▶ [Written problem]: Would you transcribe the listing that follows, character for character, and omit its images?

▶ [Source material]:
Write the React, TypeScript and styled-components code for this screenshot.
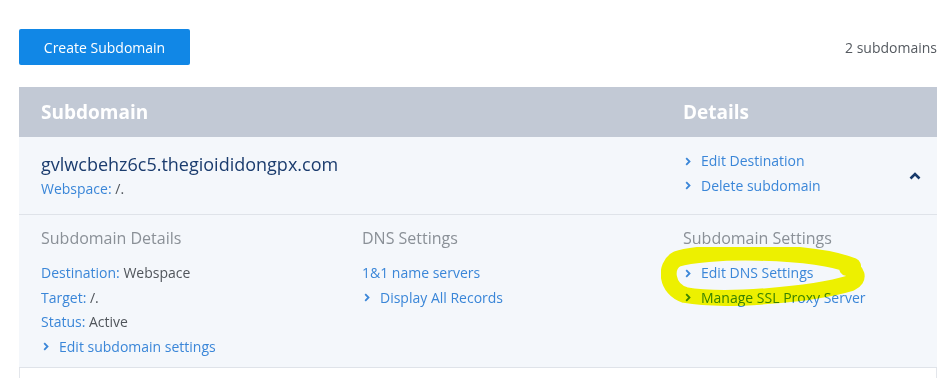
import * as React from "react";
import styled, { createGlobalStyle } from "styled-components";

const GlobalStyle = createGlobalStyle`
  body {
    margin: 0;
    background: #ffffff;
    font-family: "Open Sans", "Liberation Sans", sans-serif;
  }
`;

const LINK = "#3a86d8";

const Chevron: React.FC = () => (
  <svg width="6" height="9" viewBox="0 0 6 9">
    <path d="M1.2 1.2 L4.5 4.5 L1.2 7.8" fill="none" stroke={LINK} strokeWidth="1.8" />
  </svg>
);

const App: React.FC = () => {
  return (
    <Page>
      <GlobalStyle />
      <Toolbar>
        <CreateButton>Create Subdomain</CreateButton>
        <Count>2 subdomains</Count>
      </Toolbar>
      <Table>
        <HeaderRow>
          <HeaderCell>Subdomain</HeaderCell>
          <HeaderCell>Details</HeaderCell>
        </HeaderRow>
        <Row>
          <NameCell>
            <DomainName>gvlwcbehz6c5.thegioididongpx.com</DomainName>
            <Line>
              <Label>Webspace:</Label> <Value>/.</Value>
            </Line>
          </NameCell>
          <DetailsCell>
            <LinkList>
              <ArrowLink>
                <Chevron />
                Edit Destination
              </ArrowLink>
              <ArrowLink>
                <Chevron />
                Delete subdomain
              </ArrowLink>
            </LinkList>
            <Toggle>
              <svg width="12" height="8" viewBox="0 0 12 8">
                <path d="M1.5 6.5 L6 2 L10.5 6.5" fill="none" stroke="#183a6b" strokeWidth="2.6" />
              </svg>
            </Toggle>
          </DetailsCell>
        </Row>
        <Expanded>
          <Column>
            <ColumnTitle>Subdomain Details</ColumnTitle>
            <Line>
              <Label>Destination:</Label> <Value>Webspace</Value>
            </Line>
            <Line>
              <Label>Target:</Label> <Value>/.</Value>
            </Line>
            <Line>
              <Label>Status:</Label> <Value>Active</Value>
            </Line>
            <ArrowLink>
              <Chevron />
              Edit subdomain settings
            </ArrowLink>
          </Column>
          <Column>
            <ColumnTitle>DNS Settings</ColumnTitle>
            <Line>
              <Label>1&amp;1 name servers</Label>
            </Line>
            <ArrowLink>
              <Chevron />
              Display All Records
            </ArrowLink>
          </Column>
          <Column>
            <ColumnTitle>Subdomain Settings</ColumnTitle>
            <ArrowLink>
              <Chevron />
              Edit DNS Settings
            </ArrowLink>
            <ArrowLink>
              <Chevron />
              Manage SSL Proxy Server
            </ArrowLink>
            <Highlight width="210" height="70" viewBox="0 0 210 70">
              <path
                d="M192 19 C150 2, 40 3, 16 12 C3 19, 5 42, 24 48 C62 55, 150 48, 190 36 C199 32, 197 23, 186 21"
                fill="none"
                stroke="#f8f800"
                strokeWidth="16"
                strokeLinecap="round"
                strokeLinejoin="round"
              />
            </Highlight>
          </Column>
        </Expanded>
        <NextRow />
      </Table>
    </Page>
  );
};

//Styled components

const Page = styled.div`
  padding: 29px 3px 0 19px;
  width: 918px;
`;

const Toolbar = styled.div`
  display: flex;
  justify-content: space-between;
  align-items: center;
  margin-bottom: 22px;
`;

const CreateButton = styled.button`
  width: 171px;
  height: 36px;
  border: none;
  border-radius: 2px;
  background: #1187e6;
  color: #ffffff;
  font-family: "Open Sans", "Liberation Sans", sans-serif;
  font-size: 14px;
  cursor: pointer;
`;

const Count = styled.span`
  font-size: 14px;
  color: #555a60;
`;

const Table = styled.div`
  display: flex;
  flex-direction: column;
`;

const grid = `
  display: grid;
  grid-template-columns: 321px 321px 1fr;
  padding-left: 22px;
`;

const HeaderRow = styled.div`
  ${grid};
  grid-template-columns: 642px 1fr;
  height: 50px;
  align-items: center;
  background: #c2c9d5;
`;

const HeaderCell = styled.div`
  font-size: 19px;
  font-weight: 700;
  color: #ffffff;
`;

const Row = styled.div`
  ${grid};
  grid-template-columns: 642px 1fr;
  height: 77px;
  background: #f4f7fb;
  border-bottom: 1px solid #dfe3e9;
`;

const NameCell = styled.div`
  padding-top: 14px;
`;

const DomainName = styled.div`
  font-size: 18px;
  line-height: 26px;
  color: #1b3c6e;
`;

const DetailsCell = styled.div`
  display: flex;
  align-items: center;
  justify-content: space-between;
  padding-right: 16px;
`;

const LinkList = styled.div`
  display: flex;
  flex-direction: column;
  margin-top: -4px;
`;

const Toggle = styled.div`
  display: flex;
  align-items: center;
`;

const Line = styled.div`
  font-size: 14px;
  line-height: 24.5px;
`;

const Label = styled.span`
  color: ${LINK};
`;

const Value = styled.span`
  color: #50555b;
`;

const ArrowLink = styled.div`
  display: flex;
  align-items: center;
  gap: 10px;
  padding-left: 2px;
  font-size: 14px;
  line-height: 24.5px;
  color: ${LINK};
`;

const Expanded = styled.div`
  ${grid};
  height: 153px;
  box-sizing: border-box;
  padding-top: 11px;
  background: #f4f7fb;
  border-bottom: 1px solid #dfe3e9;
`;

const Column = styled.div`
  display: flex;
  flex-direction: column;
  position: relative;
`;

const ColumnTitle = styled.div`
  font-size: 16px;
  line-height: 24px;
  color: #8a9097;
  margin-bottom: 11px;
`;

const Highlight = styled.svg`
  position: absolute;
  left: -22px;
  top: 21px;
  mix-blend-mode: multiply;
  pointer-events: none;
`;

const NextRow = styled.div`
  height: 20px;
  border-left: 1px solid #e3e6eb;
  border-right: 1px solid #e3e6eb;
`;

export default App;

▶ [Finished task]:
Write the React, TypeScript and styled-components code for this screenshot.
import * as React from "react";
import styled, { createGlobalStyle } from "styled-components";

const GlobalStyle = createGlobalStyle`
  body {
    margin: 0;
    background: #ffffff;
    font-family: "Open Sans", "Liberation Sans", sans-serif;
  }
`;

const LINK = "#3a86d8";

const Chevron: React.FC = () => (
  <svg width="6" height="9" viewBox="0 0 6 9">
    <path d="M1.2 1.2 L4.5 4.5 L1.2 7.8" fill="none" stroke={LINK} strokeWidth="1.8" />
  </svg>
);

const App: React.FC = () => {
  return (
    <Page>
      <GlobalStyle />
      <Toolbar>
        <CreateButton>Create Subdomain</CreateButton>
        <Count>2 subdomains</Count>
      </Toolbar>
      <Table>
        <HeaderRow>
          <HeaderCell>Subdomain</HeaderCell>
          <HeaderCell>Details</HeaderCell>
        </HeaderRow>
        <Row>
          <NameCell>
            <DomainName>gvlwcbehz6c5.thegioididongpx.com</DomainName>
            <Line>
              <Label>Webspace:</Label> <Value>/.</Value>
            </Line>
          </NameCell>
          <DetailsCell>
            <LinkList>
              <ArrowLink>
                <Chevron />
                Edit Destination
              </ArrowLink>
              <ArrowLink>
                <Chevron />
                Delete subdomain
              </ArrowLink>
            </LinkList>
            <Toggle>
              <svg width="12" height="8" viewBox="0 0 12 8">
                <path d="M1.5 6.5 L6 2 L10.5 6.5" fill="none" stroke="#183a6b" strokeWidth="2.6" />
              </svg>
            </Toggle>
          </DetailsCell>
        </Row>
        <Expanded>
          <Column>
            <ColumnTitle>Subdomain Details</ColumnTitle>
            <Line>
              <Label>Destination:</Label> <Value>Webspace</Value>
            </Line>
            <Line>
              <Label>Target:</Label> <Value>/.</Value>
            </Line>
            <Line>
              <Label>Status:</Label> <Value>Active</Value>
            </Line>
            <ArrowLink>
              <Chevron />
              Edit subdomain settings
            </ArrowLink>
          </Column>
          <Column>
            <ColumnTitle>DNS Settings</ColumnTitle>
            <Line>
              <Label>1&amp;1 name servers</Label>
            </Line>
            <ArrowLink>
              <Chevron />
              Display All Records
            </ArrowLink>
          </Column>
          <Column>
            <ColumnTitle>Subdomain Settings</ColumnTitle>
            <ArrowLink>
              <Chevron />
              Edit DNS Settings
            </ArrowLink>
            <ArrowLink>
              <Chevron />
              Manage SSL Proxy Server
            </ArrowLink>
            <Highlight width="210" height="70" viewBox="0 0 210 70">
              <path
                d="M192 19 C150 2, 40 3, 16 12 C3 19, 5 42, 24 48 C62 55, 150 48, 190 36 C199 32, 197 23, 186 21"
                fill="none"
                stroke="#f8f800"
                strokeWidth="16"
                strokeLinecap="round"
                strokeLinejoin="round"
              />
            </Highlight>
          </Column>
        </Expanded>
        <NextRow />
      </Table>
    </Page>
  );
};

//Styled components

const Page = styled.div`
  padding: 29px 3px 0 19px;
  width: 918px;
`;

const Toolbar = styled.div`
  display: flex;
  justify-content: space-between;
  align-items: center;
  margin-bottom: 22px;
`;

const CreateButton = styled.button`
  width: 171px;
  height: 36px;
  border: none;
  border-radius: 2px;
  background: #1187e6;
  color: #ffffff;
  font-family: "Open Sans", "Liberation Sans", sans-serif;
  font-size: 14px;
  cursor: pointer;
`;

const Count = styled.span`
  font-size: 14px;
  color: #555a60;
`;

const Table = styled.div`
  display: flex;
  flex-direction: column;
`;

const grid = `
  display: grid;
  grid-template-columns: 321px 321px 1fr;
  padding-left: 22px;
`;

const HeaderRow = styled.div`
  ${grid};
  grid-template-columns: 642px 1fr;
  height: 50px;
  align-items: center;
  background: #c2c9d5;
`;

const HeaderCell = styled.div`
  font-size: 19px;
  font-weight: 700;
  color: #ffffff;
`;

const Row = styled.div`
  ${grid};
  grid-template-columns: 642px 1fr;
  height: 77px;
  background: #f4f7fb;
  border-bottom: 1px solid #dfe3e9;
`;

const NameCell = styled.div`
  padding-top: 14px;
`;

const DomainName = styled.div`
  font-size: 18px;
  line-height: 26px;
  color: #1b3c6e;
`;

const DetailsCell = styled.div`
  display: flex;
  align-items: center;
  justify-content: space-between;
  padding-right: 16px;
`;

const LinkList = styled.div`
  display: flex;
  flex-direction: column;
  margin-top: -4px;
`;

const Toggle = styled.div`
  display: flex;
  align-items: center;
`;

const Line = styled.div`
  font-size: 14px;
  line-height: 24.5px;
`;

const Label = styled.span`
  color: ${LINK};
`;

const Value = styled.span`
  color: #50555b;
`;

const ArrowLink = styled.div`
  display: flex;
  align-items: center;
  gap: 10px;
  padding-left: 2px;
  font-size: 14px;
  line-height: 24.5px;
  color: ${LINK};
`;

const Expanded = styled.div`
  ${grid};
  height: 153px;
  box-sizing: border-box;
  padding-top: 11px;
  background: #f4f7fb;
  border-bottom: 1px solid #dfe3e9;
`;

const Column = styled.div`
  display: flex;
  flex-direction: column;
  position: relative;
`;

const ColumnTitle = styled.div`
  font-size: 16px;
  line-height: 24px;
  color: #8a9097;
  margin-bottom: 11px;
`;

const Highlight = styled.svg`
  position: absolute;
  left: -22px;
  top: 21px;
  mix-blend-mode: multiply;
  pointer-events: none;
`;

const NextRow = styled.div`
  height: 20px;
  border-left: 1px solid #e3e6eb;
  border-right: 1px solid #e3e6eb;
`;

export default App;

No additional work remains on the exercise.